In turn, a rhyme was created to help those making their own Vodka Sour cocktails at home – One of sour, two of sweet, three of strong, and four of weak.
This rhyme represented how much of each ingredient you should mix together – all things even.
One sour ingredient such as lemon, two sweet ingredients such as honey, three strong ingredients such as vodka, and 4 weak ingredients meaning egg whites.
As long as all ingredients are measured with equal amounts in mind, you can make the perfect vodka sour. Of course, as the centuries have passed we have made tastier versions of Vodka Sours.
But remember that not everyone knew how to read back when the rhyme was created. Now, reading is an almost universal ability and we can write down more exact recipes to balance the flavors.
Every cocktail has a history to it.
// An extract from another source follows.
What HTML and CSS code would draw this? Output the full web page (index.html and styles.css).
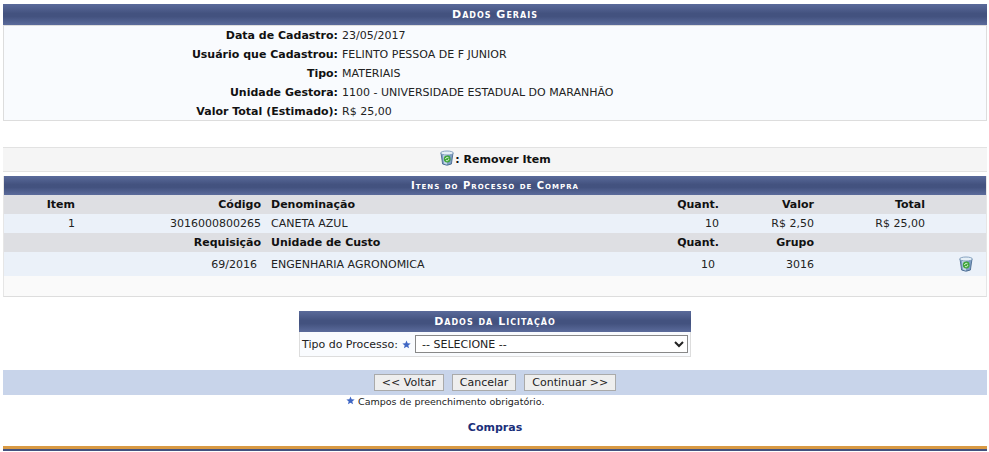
FILE: index.html
```html
<!DOCTYPE html>
<html lang="pt-BR">
<head>
  <meta charset="UTF-8">
  <title>Dados da Licitação</title>
  <link rel="stylesheet" href="styles.css">
</head>
<body>

<svg class="sprites" width="0" height="0">
  <symbol id="lixeira" viewBox="0 0 16 16">
    <path d="M2 3 L3.6 14 Q8 16.4 12.4 14 L14 3 Z" fill="#7f9fc4" stroke="#3d5f86" stroke-width="0.8"/>
    <path d="M4 5 L5 13.6 Q6.5 14.6 8 14.6 L8 5 Z" fill="#c5d8ea"/>
    <ellipse cx="8" cy="3" rx="6.4" ry="2" fill="#e6f0f7" stroke="#6f8fb3" stroke-width="0.8"/>
    <circle cx="8.2" cy="9" r="3.4" fill="#3fa63a"/>
    <path d="M6.6 9 A1.7 1.7 0 0 1 9.6 8 M9.8 9.2 A1.7 1.7 0 0 1 6.9 10.2" fill="none" stroke="#e8f8e0" stroke-width="1"/>
  </symbol>
  <symbol id="estrela" viewBox="0 0 10 10">
    <path d="M5 .5 L6.3 3.6 L9.6 3.8 L7 6 L7.9 9.3 L5 7.5 L2.1 9.3 L3 6 L.4 3.8 L3.7 3.6 Z" fill="#3f66c4"/>
  </symbol>
</svg>

<div class="pagina">

  <table class="formulario dados-gerais">
    <caption>Dados Gerais</caption>
    <tbody>
      <tr><th>Data de Cadastro:</th><td>23/05/2017</td></tr>
      <tr><th>Usuário que Cadastrou:</th><td>FELINTO PESSOA DE F JUNIOR</td></tr>
      <tr><th>Tipo:</th><td>MATERIAIS</td></tr>
      <tr><th>Unidade Gestora:</th><td>1100 - UNIVERSIDADE ESTADUAL DO MARANHÃO</td></tr>
      <tr><th>Valor Total (Estimado):</th><td>R$ 25,00</td></tr>
    </tbody>
  </table>

  <div class="legenda">
    <svg class="icone"><use href="#lixeira"/></svg><b>: Remover Item</b>
  </div>

  <div class="listagem-caixa">
    <h3 class="titulo titulo-menor">Itens do Processo de Compra</h3>
    <table class="listagem">
      <colgroup>
        <col class="c-item"><col class="c-codigo"><col class="c-nome"><col class="c-quant"><col class="c-valor"><col class="c-total"><col>
      </colgroup>
      <tr class="cabeca">
        <th class="dir">Item</th><th class="dir">Código</th><th>Denominação</th>
        <th class="dir">Quant.</th><th class="dir">Valor</th><th class="dir">Total</th><th></th>
      </tr>
      <tr class="linha">
        <td class="dir">1</td><td class="dir">3016000800265</td><td>CANETA AZUL</td>
        <td class="dir">10</td><td class="dir">R$ 2,50</td><td class="dir">R$ 25,00</td><td></td>
      </tr>
      <tr class="cabeca">
        <th></th><th class="dir">Requisição</th><th>Unidade de Custo</th>
        <th class="dir">Quant.</th><th class="dir">Grupo</th><th></th><th></th>
      </tr>
      <tr class="linha linha-alta">
        <td></td><td class="dir recuo">69/2016</td><td>ENGENHARIA AGRONOMICA</td>
        <td class="dir recuo">10</td><td class="dir">3016</td><td></td>
        <td class="acao"><svg class="icone"><use href="#lixeira"/></svg></td>
      </tr>
    </table>
  </div>

  <div class="licitacao">
    <h3 class="titulo">Dados da Licitação</h3>
    <div class="licitacao-corpo">
      <label for="tipo">Tipo do Processo:</label>
      <svg class="estrela"><use href="#estrela"/></svg>
      <select id="tipo"><option>-- SELECIONE --</option></select>
    </div>
  </div>

  <div class="botoes">
    <button>&lt;&lt; Voltar</button>
    <button>Cancelar</button>
    <button>Continuar &gt;&gt;</button>
  </div>

  <p class="obrigatorio"><svg class="estrela"><use href="#estrela"/></svg> Campos de preenchimento obrigatório.</p>

  <a class="voltar" href="#">Compras</a>

  <div class="rodape"></div>
</div>

</body>
</html>
```
FILE: styles.css
```css
* {
  box-sizing: border-box;
}

body {
  margin: 0;
  background-color: white;
  font-family: "DejaVu Sans", Verdana, sans-serif;
  font-size: 11px;
  color: #222;
}

.sprites {
  position: absolute;
}

.pagina {
  padding: 4px 2px 0 3px;
  height: 452px;
  overflow: hidden;
}

table {
  border-collapse: collapse;
  width: 100%;
}

caption,
.titulo {
  margin: 0;
  height: 21px;
  line-height: 21px;
  background: linear-gradient(#5a6a9a, #43527f 45%, #43527f 60%, #5b6b9b);
  color: white;
  font-size: 11px;
  font-weight: bold;
  font-variant: small-caps;
  letter-spacing: 1px;
  text-align: center;
}

.titulo-menor {
  height: 19px;
  line-height: 19px;
  font-size: 10px;
}

.dados-gerais {
  table-layout: fixed;
}

.dados-gerais tbody {
  background-color: #f9fbfe;
  outline: 1px solid #ddd;
  outline-offset: -1px;
}

.dados-gerais th,
.dados-gerais td {
  height: 19px;
  padding: 0 2px;
  font-weight: normal;
}

.dados-gerais th {
  width: 337px;
  text-align: right;
  font-weight: bold;
  color: #111;
}

.dados-gerais td {
  text-align: left;
}

.dados-gerais tr:first-child th,
.dados-gerais tr:first-child td {
  height: 20px;
}

.legenda {
  display: flex;
  justify-content: center;
  align-items: center;
  height: 25px;
  margin-top: 26px;
  background-color: #f5f5f5;
  border-top: 1px solid #e2e2e2;
  border-bottom: 1px solid #e2e2e2;
  color: #111;
}

.icone {
  width: 16px;
  height: 16px;
}

.legenda .icone {
  margin-top: -4px;
}

.listagem-caixa {
  margin-top: 4px;
  height: 121px;
  background-color: #fafafa;
  border-bottom: 1px solid #ddd;
  border-left: 1px solid #e6e6e6;
  border-right: 1px solid #e6e6e6;
}

.listagem {
  table-layout: fixed;
}

.listagem th,
.listagem td {
  padding: 0 5px;
  text-align: left;
}

.listagem .dir {
  text-align: right;
}

.listagem .recuo {
  padding-right: 9px;
}

.c-item { width: 76px; }
.c-codigo { width: 186px; }
.c-nome { width: 394px; }
.c-quant { width: 64px; }
.c-valor { width: 95px; }
.c-total { width: 111px; }

.cabeca {
  height: 19px;
  background-color: #dedfe3;
  color: #111;
}

.linha {
  height: 19px;
  background-color: #ebf1f9;
}

.linha-alta {
  height: 24px;
}

.acao {
  text-align: right !important;
  padding: 0 12px 0 0 !important;
}

.acao .icone {
  display: block;
  margin-left: auto;
}

.licitacao {
  width: 392px;
  margin: 14px auto 0;
}

.licitacao-corpo {
  display: flex;
  align-items: center;
  gap: 4px;
  height: 25px;
  padding: 0 2px;
  background-color: #f9fbfe;
  border: 1px solid #ddd;
  border-top: none;
}

.estrela {
  width: 9px;
  height: 9px;
}

select {
  flex: 1;
  height: 18px;
  padding: 0 0 0 2px;
  background-color: white;
  border: 1px solid #888;
  font-family: inherit;
  font-size: 11px;
  color: #222;
}

.botoes {
  display: flex;
  justify-content: center;
  align-items: center;
  gap: 8px;
  height: 25px;
  margin-top: 13px;
  background-color: #c8d4ea;
}

button {
  height: 17px;
  padding: 0 7px;
  background-color: #eee;
  border: 1px solid #aaa;
  font-family: inherit;
  font-size: 11px;
  color: #222;
}

.obrigatorio {
  margin: 0;
  padding-left: 343px;
  height: 14px;
  line-height: 14px;
  margin-top: 0;
  font-size: 9.5px;
}

.voltar {
  display: block;
  margin-top: 11px;
  height: 16px;
  line-height: 16px;
  text-align: center;
  font-weight: bold;
  color: #1b2f7a;
  text-decoration: none;
}

.rodape {
  height: 5px;
  margin-top: 10px;
  background: linear-gradient(#d99a44 3px, #43527f 3px);
}
```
Almost all of these histories have the same underlying tone to them – a company or bar trying to do well through a promotional offer. But when it comes down to it, this capitalized idea worked out in our favor.
Almost many of us don’t know where these cocktails came from, but we still enjoy them nonetheless.
From Sex On The Beach to the Orange Screwdriver, these drinks are iconic. If for some reason you are unaware of the legendary drinks we have named above, make it your mission to change that.
Make these cocktails yourself and learn about the tastes as well as the history behind the most well-known cocktails in the world.